The problem is that companies are always looking for a return on investments and they see security as being a “No Return” investment. Despite the probability of losing their reputation. Most smaller companies may not even have an employee responsible for and skilled in security issues. They perceive that they cannot afford the expense of a specialised Security Officer.

Total Attacks

Most of us are totally unaware of the level of attacks that our own websites are subject to daily.

Total Attacks Blocked

The graphs above show the number of attacks blocked by a piece of software I use, up to 6,500,000 in a 24 hr period and 160,000,000 in a 30 day period.

I used to work for a company that was heavily involved in US defence. The security officer advised me that they were subject to millions of attacks every day.

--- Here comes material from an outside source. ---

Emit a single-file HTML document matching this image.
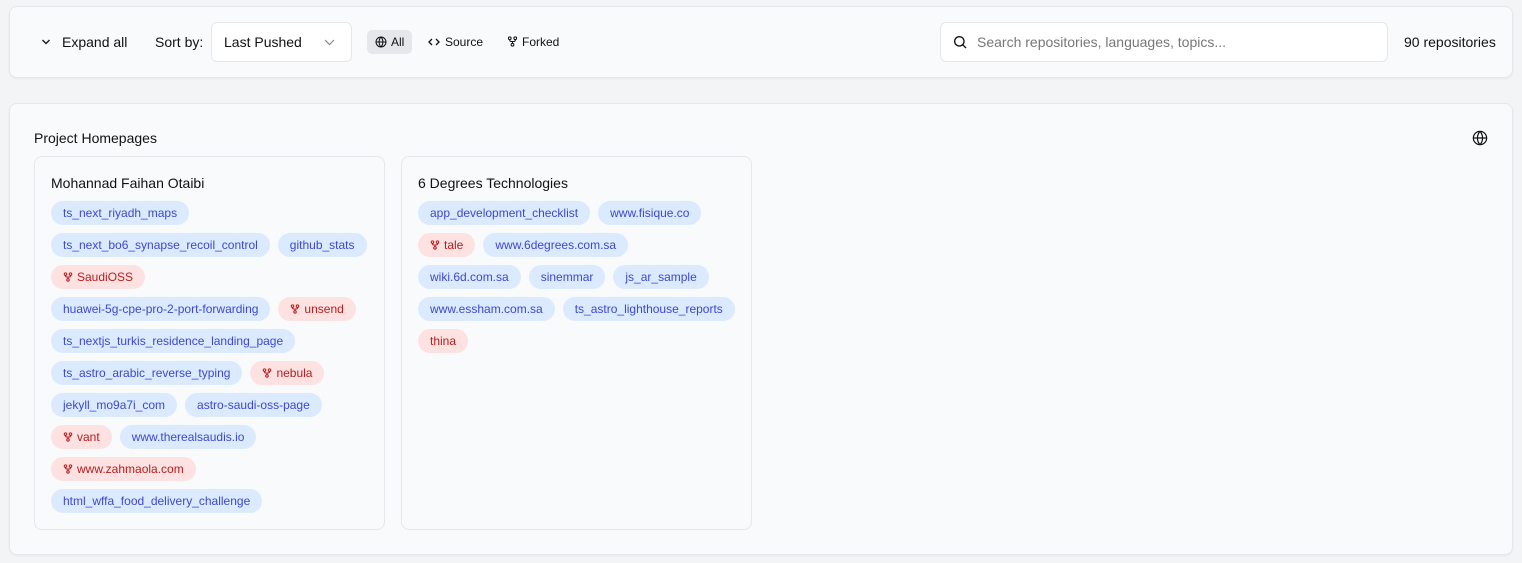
<!DOCTYPE html>
<html><head><style>
*{box-sizing:border-box;margin:0;padding:0}
body{width:1522px;height:563px;background:#f3f4f6;font-family:"Liberation Sans",Arial,sans-serif;color:#111;position:relative;overflow:hidden}
.bar{position:absolute;left:9px;top:6px;width:1504px;height:72px;background:#f9fafb;border:1px solid #e5e7eb;border-radius:8px;box-shadow:0 1px 2px rgba(0,0,0,.05)}
.abs{position:absolute}
.main{position:absolute;left:9px;top:103px;width:1504px;height:452px;background:#f9fafb;border:1px solid #e5e7eb;border-radius:8px;box-shadow:0 1px 2px rgba(0,0,0,.05)}
.card{position:absolute;top:52px;width:351px;height:374px;border:1px solid #e5e7eb;border-radius:8px;background:#f9fafb;padding:18px 15px 0 16px}
.card h3{font-weight:normal;font-size:14px;line-height:16px;margin-bottom:10px;color:#111}
.chips{display:flex;flex-wrap:wrap;gap:8px 8px}
.c{height:24px;line-height:24px;border-radius:12px;padding:0 12px;font-size:12px;background:#dbeafe;color:#3b48d4;white-space:nowrap;display:flex;align-items:center}
.r{background:#fee2e2;color:#b91c1c}
.r svg{margin-right:4px}
</style></head><body>
<div class="bar">
 <svg class="abs" style="left:31px;top:31px" width="10" height="8" viewBox="0 0 10 8"><path d="M1.5 2l3.5 3.5L8.5 2" fill="none" stroke="#222" stroke-width="1.5"/></svg>
 <div class="abs" style="left:52px;top:27px;font-size:14px">Expand all</div>
 <div class="abs" style="left:145px;top:27px;font-size:14px">Sort by:</div>
 <div class="abs" style="left:201px;top:15px;width:141px;height:40px;background:#fff;border:1px solid #e5e7eb;border-radius:6px"></div>
 <div class="abs" style="left:214px;top:27px;font-size:14px">Last Pushed</div>
 <svg class="abs" style="left:314px;top:32px" width="11" height="7" viewBox="0 0 11 7"><path d="M1 1l4.5 4.5L10 1" fill="none" stroke="#888" stroke-width="1.2"/></svg>
 <div class="abs" style="left:357px;top:23px;width:45px;height:24px;background:#e5e7eb;border-radius:5px"></div>
 <svg class="abs" style="left:365px;top:29px" width="12" height="12" viewBox="0 0 24 24" fill="none" stroke="#111" stroke-width="2"><circle cx="12" cy="12" r="10"/><path d="M2 12h20M12 2a15 15 0 0 1 0 20M12 2a15 15 0 0 0 0 20"/></svg>
 <div class="abs" style="left:381px;top:28px;font-size:12px">All</div>
 <svg class="abs" style="left:418px;top:30px" width="12" height="10" viewBox="0 0 12 10"><path d="M4 2L1 5l3 3M8 2l3 3-3 3" fill="none" stroke="#111" stroke-width="1.3"/></svg>
 <div class="abs" style="left:435px;top:28px;font-size:12px">Source</div>
 <svg class="abs" style="left:497px;top:29px" width="11" height="11" viewBox="0 0 24 24" fill="none" stroke="#111" stroke-width="2.2"><circle cx="6" cy="5" r="3"/><circle cx="18" cy="5" r="3"/><circle cx="12" cy="19" r="3"/><path d="M6 8v1a3 3 0 0 0 3 3h6a3 3 0 0 0 3-3V8M12 12v4"/></svg>
 <div class="abs" style="left:512px;top:28px;font-size:12px">Forked</div>
 <div class="abs" style="left:930px;top:15px;width:448px;height:40px;background:#fff;border:1px solid #e5e7eb;border-radius:6px"></div>
 <svg class="abs" style="left:942px;top:27px" width="16" height="16" viewBox="0 0 24 24" fill="none" stroke="#111" stroke-width="2"><circle cx="11" cy="11" r="7"/><path d="M16 16l5 5"/></svg>
 <div class="abs" style="left:967px;top:27px;font-size:14px;color:#777">Search repositories, languages, topics...</div>
 <div class="abs" style="left:1394px;top:27px;font-size:14px">90 repositories</div>
</div>
<div class="main">
 <div class="abs" style="left:24px;top:26px;font-size:14px">Project Homepages</div>
 <svg class="abs" style="left:1462px;top:26px" width="16" height="16" viewBox="0 0 24 24" fill="none" stroke="#111" stroke-width="1.8"><circle cx="12" cy="12" r="10"/><path d="M2 12h20M12 2a15 15 0 0 1 0 20M12 2a15 15 0 0 0 0 20"/></svg>
 <div class="card" style="left:24px">
  <h3>Mohannad Faihan Otaibi</h3>
  <div class="chips">
   <div class="c">ts_next_riyadh_maps</div><div style="width:140px"></div>
   <div class="c">ts_next_bo6_synapse_recoil_control</div><div class="c">github_stats</div>
   <div class="c r"><svg width="10" height="10" viewBox="0 0 24 24" fill="none" stroke="currentColor" stroke-width="2.5"><circle cx="6" cy="5" r="3"/><circle cx="18" cy="5" r="3"/><circle cx="12" cy="19" r="3"/><path d="M6 8v1a3 3 0 0 0 3 3h6a3 3 0 0 0 3-3V8M12 12v4"/></svg>SaudiOSS</div><div style="width:200px"></div>
   <div class="c">huawei-5g-cpe-pro-2-port-forwarding</div><div class="c r"><svg width="10" height="10" viewBox="0 0 24 24" fill="none" stroke="currentColor" stroke-width="2.5"><circle cx="6" cy="5" r="3"/><circle cx="18" cy="5" r="3"/><circle cx="12" cy="19" r="3"/><path d="M6 8v1a3 3 0 0 0 3 3h6a3 3 0 0 0 3-3V8M12 12v4"/></svg>unsend</div>
   <div class="c">ts_nextjs_turkis_residence_landing_page</div><div style="width:60px"></div>
   <div class="c">ts_astro_arabic_reverse_typing</div><div class="c r"><svg width="10" height="10" viewBox="0 0 24 24" fill="none" stroke="currentColor" stroke-width="2.5"><circle cx="6" cy="5" r="3"/><circle cx="18" cy="5" r="3"/><circle cx="12" cy="19" r="3"/><path d="M6 8v1a3 3 0 0 0 3 3h6a3 3 0 0 0 3-3V8M12 12v4"/></svg>nebula</div>
   <div class="c">jekyll_mo9a7i_com</div><div class="c">astro-saudi-oss-page</div>
   <div class="c r"><svg width="10" height="10" viewBox="0 0 24 24" fill="none" stroke="currentColor" stroke-width="2.5"><circle cx="6" cy="5" r="3"/><circle cx="18" cy="5" r="3"/><circle cx="12" cy="19" r="3"/><path d="M6 8v1a3 3 0 0 0 3 3h6a3 3 0 0 0 3-3V8M12 12v4"/></svg>vant</div><div class="c">www.therealsaudis.io</div>
   <div class="c r"><svg width="10" height="10" viewBox="0 0 24 24" fill="none" stroke="currentColor" stroke-width="2.5"><circle cx="6" cy="5" r="3"/><circle cx="18" cy="5" r="3"/><circle cx="12" cy="19" r="3"/><path d="M6 8v1a3 3 0 0 0 3 3h6a3 3 0 0 0 3-3V8M12 12v4"/></svg>www.zahmaola.com</div><div style="width:140px"></div>
   <div class="c">html_wffa_food_delivery_challenge</div>
  </div>
 </div>
 <div class="card" style="left:391px">
  <h3>6 Degrees Technologies</h3>
  <div class="chips">
   <div class="c">app_development_checklist</div><div class="c">www.fisique.co</div>
   <div class="c r"><svg width="10" height="10" viewBox="0 0 24 24" fill="none" stroke="currentColor" stroke-width="2.5"><circle cx="6" cy="5" r="3"/><circle cx="18" cy="5" r="3"/><circle cx="12" cy="19" r="3"/><path d="M6 8v1a3 3 0 0 0 3 3h6a3 3 0 0 0 3-3V8M12 12v4"/></svg>tale</div><div class="c">www.6degrees.com.sa</div><div style="width:90px"></div>
   <div class="c">wiki.6d.com.sa</div><div class="c">sinemmar</div><div class="c">js_ar_sample</div>
   <div class="c">www.essham.com.sa</div><div class="c">ts_astro_lighthouse_reports</div>
   <div class="c r">thina</div>
  </div>
 </div>
</div>
</body></html>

See  the Attacks In Real-Time

For a real-time view of the attacks that are going on right now take a look at Kaspersky’s Real-Time Cybersecurity Threat Map

 


 

Has my Email address been Stolen

The most frequent username we use to register on a website is our email address. You can check to see if any of your email addresses have been compromised.

Go to: “haveibeenpwned.com”

Enter your email address and check to see if it has been accessed and published on the Dark web.

So I enter one of my emails onto “haveibeenpwned.com” and up comes the message:

 

Below the message was a list of companies that had been hacked and from which my email address had been stolen because the company concerned could not be bothered to secure my credentials securely.

Many of the hacks were old but some were more recent.

On the same website, you can also check for passwords and websites that you own or use to see if they have been hacked.

The Dark Web

The Dark Web is one place where hackers will list your stolen credentials for sale to other hackers.

If you want to know more about the Dark web, lust look at Wikipedia:

https://en.wikipedia.org/wiki/Dark_web

I would guess that most of us want to keep away from the Dark Web, accessing it alone could present a risk.

 

How We Hand Out 50 % Of Our Personal Information To Hackers On A Plate

Now think about it.

The credentials we use to get into most of our accounts consist of our Username and password. And what is our typical Username? It is our email address. So, if our username as in our email address is out there in the wild, hackers have at least 50% of the information they need to gain access to our personal information.

I say at least because with that information they can search for publicly available information such as your date of birth. Even more personal information on Social Media sites.

Using this information, they can use automated scripts to fill in the blanks

 

The Ways Hackers Can Get Out Personal Information Is Legion And Increasing.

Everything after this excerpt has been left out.